Senior Police official Asghar Raza Gardaizi said rescuers had counted at least 40 bodies at the scene and that he feared that there “dozens more dead inside.”
Associated Press reporters saw at least nine bodies scattered at the scene. Scores of people, including foreigners, were running out — some of them stained with blood.
Witnesses spoke of a smaller blast followed by a much larger one.
A U.S. State Department official using a section of white pipe as a walking stick led three colleagues through the rubble from the charred building, one of them bleeding heavily from a wound on the side of his head.
One of the four, who identified himself only as Tony, said they had begun moving toward the rear of the Chinese restaurant after the first blast when the second one threw them against the back wall.
“Then we saw a big truck coming through the gates,” he said. “After that it was just smoke and darkness.”
Ambulances rushed to the area, picking their way through the charred carcasses of vehicles that had been in the street outside. Windows in buildings hundreds of yards away were shattered.
Mohammad Sultan, a hotel employee, said he was in the lobby when something exploded, he fell down and everything temporarily went dark.
“I didn’t understand what it was, but it was like the world is finished,” he said.
In January 2007, a security guard blocked a suicide bomber who triggered a blast just outside the Marriott, killing the guard and wounding seven other people.
In July, a suicide bombing killed at least 18 people, most of them security forces, and wounded dozens in Islamabad as supporters of the Red Mosque gathered nearby to mark the anniversary of the military siege on the militant stronghold.

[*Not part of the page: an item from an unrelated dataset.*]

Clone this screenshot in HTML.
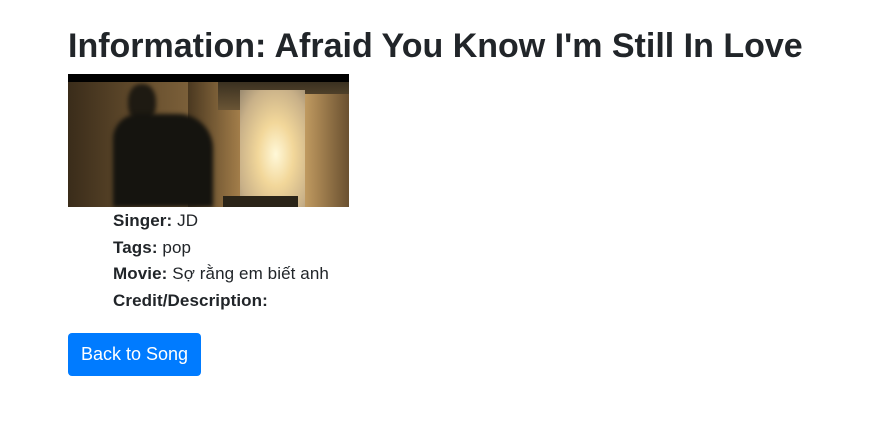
<!DOCTYPE html>
<html><head><meta charset="utf-8"><style>
body{margin:0;background:#fff;font-family:"Liberation Sans",sans-serif;color:#212529;}
h1{position:absolute;left:68px;top:22px;margin:0;font-size:34px;font-weight:bold;line-height:48px;white-space:nowrap;letter-spacing:0}
.img{position:absolute;left:68px;top:74px;width:281px;height:133px;overflow:hidden;background:linear-gradient(90deg,#3a2c1a 0%,#6b5230 30%,#8a6c42 55%,#9a7a4a 80%,#6a5030 100%);}
.bar{position:absolute;left:0;top:0;width:281px;height:8px;background:#000}
ul{position:absolute;left:113px;top:208px;margin:0;padding:0;list-style:none;font-size:17px;line-height:26.7px;letter-spacing:0.1px}
.btn{position:absolute;left:68px;top:333px;width:133px;height:43px;background:#007bff;color:#fff;border-radius:4px;font-size:18px;line-height:43px;text-align:center}
</style></head><body>
<h1>Information: Afraid You Know I'm Still In Love</h1>
<div class="img">
<div style="position:absolute;left:120px;top:8px;width:60px;height:125px;background:linear-gradient(90deg,#4a3820,#b08850)"></div>
<div style="position:absolute;left:150px;top:8px;width:131px;height:28px;background:linear-gradient(#3a3020,#6a5535)"></div>
<div style="position:absolute;left:172px;top:16px;width:65px;height:117px;background:radial-gradient(ellipse at 55% 55%,#fff8d8 0%,#f2d79a 35%,#c8b088 75%,#9a8a70 100%)"></div>
<div style="position:absolute;left:237px;top:20px;width:44px;height:113px;background:linear-gradient(90deg,#c09a60,#6a5030)"></div>
<div style="position:absolute;left:60px;top:10px;width:28px;height:38px;border-radius:45%;background:#1e1a12;filter:blur(2px)"></div>
<div style="position:absolute;left:45px;top:40px;width:100px;height:93px;border-radius:25px 35px 0 0;background:#15140f;filter:blur(2px)"></div>
<div style="position:absolute;left:155px;top:122px;width:75px;height:11px;background:#2a2418"></div>
<div class="bar"></div>
</div>
<ul>
<li><b>Singer:</b> JD</li>
<li><b>Tags:</b> pop</li>
<li><b>Movie:</b> Sợ rằng em biết anh</li>
<li><b>Credit/Description:</b></li>
</ul>
<div class="btn">Back to Song</div>
</body></html>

In June, a suicide car bomber killed at least six people near the Danish Embassy in Islamabad. A statement attributed to al-Qaida took responsibility for that blast, believed to have targeted Denmark over the publication of cartoons depicting the Prophet Muhammad.
In mid-March, a bomb explosion at an Italian restaurant killed a Turkish woman in the capital, and wounded 12 others, including four FBI officials.